Whatever happened to comedy!

Subtle, sophisticated humour of the 1960s and 1970s has been
replaced by slapstick, puny, gross, below-the-belt jokes

WHATEVER happened to the Hollywood comedy? If the two recent releases Grown Ups and Dinner for Schmucks is any indication, well they are scraping the bottom of the barrel. In fact, we’ve not seen a good comedy in years.

Guess, humour itself has undergone a sea change and we seem to be back to slapstick (of the silent era), puny, gross, below-the-belt jokes that are unbearable and sick, like a five-year-old going to his mother’s breast for milk. Isn’t anything left for the imagination?

Where have scriptwriters like Billy Wilder and I.A. L. Diamond gone. And what about subtle, sophisticated humour as subtle as the ‘b’ in subtle. Surely not in the two above films, at least. Steve Carell is a weaker version of the old Jerry Lewis but even Lewis had Dean Martin to balance the act. Today, there are no famous comic pairs. May be, it is tougher to stick together in these times and climes.

Flashback to the late 1960s and 1970s and we had a wealth of talented comedy writers and classics like The Odd Couple (1968) Cactus Flower (1969), The Goodbye Girl (1977), Foul Play (1978) and The Front Page (1978). It was about the time that playwright Neil Simon was most prolific and his wife-of-the-time Marsha Mason starred in one of them The Goodbye Girl in which Richard Dreyfus won the Best Actor Oscar.

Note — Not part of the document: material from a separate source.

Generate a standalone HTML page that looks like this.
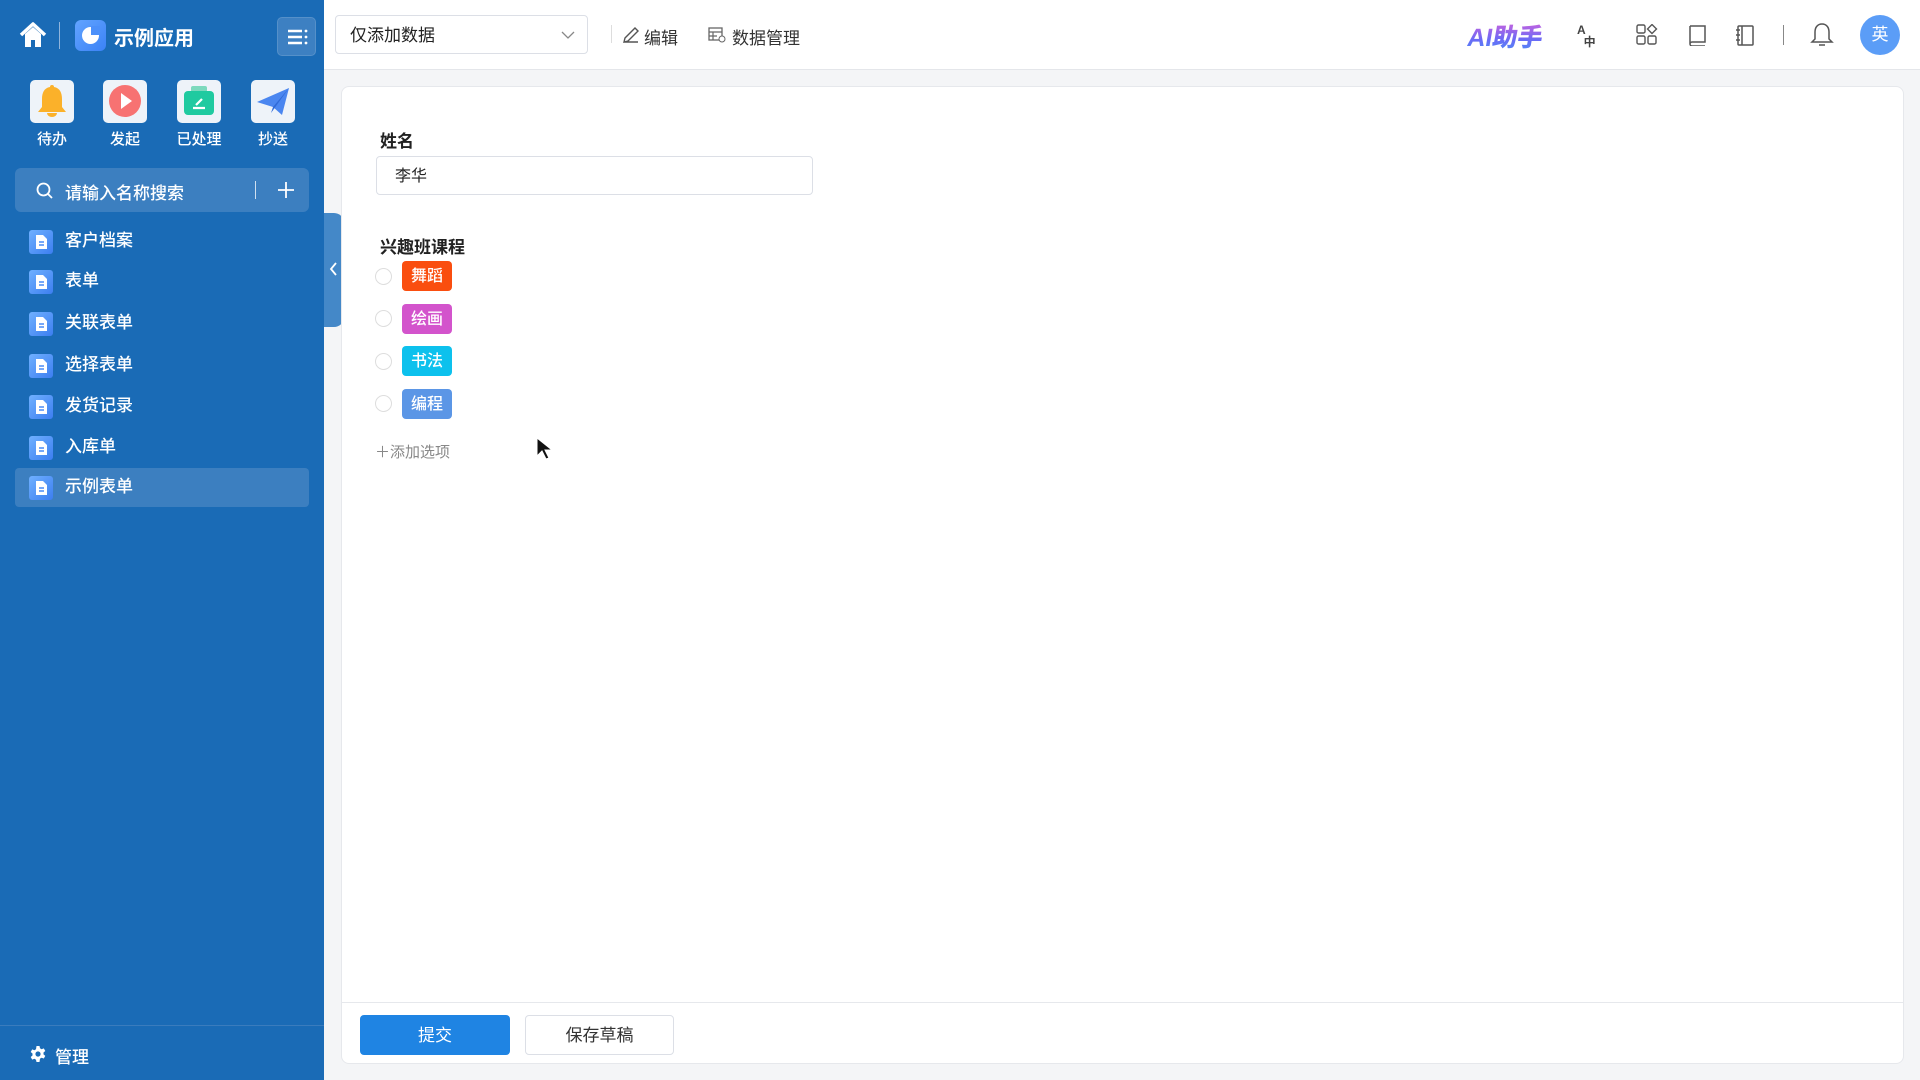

The 100-odd minutes of Dinner for Schmucks seem like eternity
The 100-odd minutes of Dinner for Schmucks
seem like eternity

Grown Ups is an avoidable dose of Americana
Grown Ups is an avoidable dose of Americana

The renowned duo of Billy Wilder and Diamond also brought out a string of box-office hits like The Odd Couple, Out of Towners and Buddy Buddy among others. All these were above 7 on a scale of 1 to 10 whereas our two current ones would not climb to over 3. Surely a sad comment.

If Jack Lemmon and Walter Matthau were a regular pair, so were Goldie Hawn and Chevy Chase and their first two efforts Foul Play and Seems Like Old Times really brought the house down. The first one is about two innocents in San Francisco getting involved in a plot to kill the visiting Pontiff. The next one is not far behind and established Chase as a comedian to be reckoned with, who then worked with others. But most of the talent was in the scripts, which today are totally lacking in both form and content.

Then too, subjects were well researched, like for example The Front Page which shed considerable light on journalism in the post-Watergate era. Gene Sacks directed Cactus Flower, which is a real scream with an ageing Ingrid Bergman in the lead supported by Walter Matthau and then newcomer Goldie Hawn. The variety of players and the content of the script matched to provide a non-stop laugh riot. Sacks also directed The Odd Couple which was among the early Lemmon-Matthau comedies.

Fast forward to our current times and what do we have?

Grown Ups, an avoidable dose of Americana, where the death of their basketball coach is the occasion for a reunion after 30 years. So far, so good. But the piffle they go through and the puerile manner in which they do it is surely irksome to say the least. There is much scope for nostalgia and warmth of the good old times but Adam Sandler has a way of running riot unless he has a good director and director Dennis Dugan is none the wiser. He goes with the flow, if you call this flow. All this was excusable in the silent era. Not today where the script is the thing.

Dinner for Schmucks is no better. Imagine a dinner to pick the biggest idiot. Steve Carell is bad as Adam Sandler, one who knows no restraint, As for the story, it plods on most pedestrian way and the only to look forward to is the end, precisely because it is the end. After all of 100-odd minutes, it finally comes, mercifully.

Why this deterioration, you may ask. Is it the easy access to the medium? Or the lack of professionalism? Or the absence of process of checks to ensure quality? Or just the know-all, do-all attitude without the desire to learn? May be a mix of a number of reasons but they have to get it right and fast if they want to compete with TV and home video.